In order to provide a more comprehensive portrayal of what our country is now spending on testing, the American Federation of Teachers published a study in 2013 of two mid-size urban districts with the pseudonyms “Midwestern School District” and “Eastern School District.” The costs of testing ranged from $200-$1100 per student based on the grade level of the student. Hours spent on testing and test preparation ranged from 65-165 hours across the two districts based on grade level, as well.

What has been lost as a result of testing absorbing dollars and  time? Physical education, the arts, and recess have been reduced or eliminated, especially in schools serving underprivileged or special needs students because the curriculum becomes hyper focused on trying to cram test knowledge into students who arrive grade levels behind their middle and upper class peers. Countries with the highest performing students have an approach to education that is exactly the opposite of what we are doing in the United States because there is a bountiful amount of research that reveals children are better students if they have physical activity, exposure to the arts, and when their most basic needs are being met.

In order to maximize academic opportunities, students need to be well rested, well fed, feel safe, and have stability in their lives. Unfortunately, for the first time in fifty years, over half of the children in our public schools meet the criteria for free or reduced lunch, which means they are from low income households that fall within federal poverty guidelines. Educators have always known that it is harder to engage hungry students in learning, and researchers have had evidence for over a decade that food insecurity impairs reading and math development in children. Can we use high stakes standardized tests to feed these hungry children who come from homes with food insecurity? Can we use high stakes standardized tests to eradicate poverty, violence, police mistrust, or feelings of hopelessness? Will high stakes testing assist our students suffering from a  lack of exposure to early childhood literacy development or improve the social skills of a generation growing up dependent on electronics? Have high stakes standardized tests and promises of merit pay inspired our brightest high school graduates to flood the education colleges with admissions applications, or assisted at all with retaining the 40-50% of teachers who enter the profession then leave within five years? Are current educators pleading for positions in “low performing” schools to serve students who possess performance potential not yet reached, where they need additional resources and the best educators the most?  There is one answer to all of those questions: NO.

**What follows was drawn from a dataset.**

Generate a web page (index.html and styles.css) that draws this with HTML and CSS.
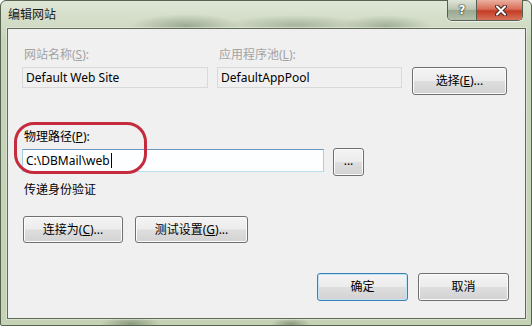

Worse yet, high stakes standardized testing has negatively impacted students of color, students from disadvantaged socioeconomic environments, English Language Learners, and students with disabilities. I have witnessed and possess evidence of schools removing children from their enrollment lists because a student does not have a history of performing well on tests. I have also seen schools retain students on their rosters because there is a potential for the student to perform well on a high stakes standardized test, even if the student requires accommodations and services that cannot be provided by that specific school. I have serviced students that have become entangled in the school to prison pipeline partly because they are viewed as liabilities that may drag down building test scores. The focus on what is best for students is lost when schools and their staffs are forced to chase chimerical numbers that will determine the effectiveness of their school and possibly their salaries.

The idea of merit pay for educators is a concept fraught with illogical fallacies, not surprisingly concocted by capitalists hoping to profit off of children under the guise of education reform. These capitalists also seem to have convinced politicians to support nonsensical policies, or they have enough discretionary funds to ensure that research and evidence play no role in decision making when it is time to produce or enforce education legislation. I am not even going to waste time inserting a link here about the lack of correlation between improved instruction, student learning, and merit pay. Could anyone who enters the teaching profession possibly be monetarily motivated  by an average starting salary of a little over $36,000 per year? Individuals do not enter education to build tangible wealth, but we are not the martyrs that we were once historically portrayed as either. As professionals with degrees and advanced educations, we deserve salaries that are commensurate with our skills and knowledge. We enter the profession consciously sacrificing material reward for the personal fulfillment that accompanies teaching. However, we also have families that we love and that rely on us for their support. If a consistent salary is contingent in any way on high stakes standardized test scores that actually reflect a child’s upbringing rather than the effectiveness of the teacher, how could any individual choose to risk their livelihood and the ability to support their family in order to work at a school with students who have  challenges and are predicted to perform poorly on standardized tests? This leaves students who need the best educators the most at risk for a continued pattern of teacher attrition and high staff turnover rates, which exacerbates the struggles that already exist. High stakes standardized testing contributes to the perpetuation of educational inequities entrenched in high poverty areas. They do nothing resolve them.

Due to the erroneous and morally egregious high stakes associated with standardized testing such as the ability to graduate from high school, grade retention, or linking teacher evaluations to scores, we have punished the most vulnerable members of our society. How did our country arrive at a point at which OUR CHILDREN could be viewed as potential liabilities? Stakeholders may need to be reminded that we are judged by how we treat our weakest and most powerless citizens. I have great hope for the future if education reform is intelligently designed and research based. However, the prospect of generations yet to come examining our current educational structure should provoke tremendous trepidation among those who helped create this quandary.

In 1954 Chief Justice Earl Warren stated with regard to Brown v. Board of Education   “In these days, it is doubtful that any child may reasonably be expected to succeed in life if he is denied the opportunities of an education. Such an opportunity, where the state has undertaken to provide it, is a right that must be made available on equal terms.” High stakes standardized testing has completely failed to create equal terms. Instead it has  intensified educational disparities. It is unfathomable that a statement made sixty-plus years ago concerning school segregation, is still so completely relevant in 2015.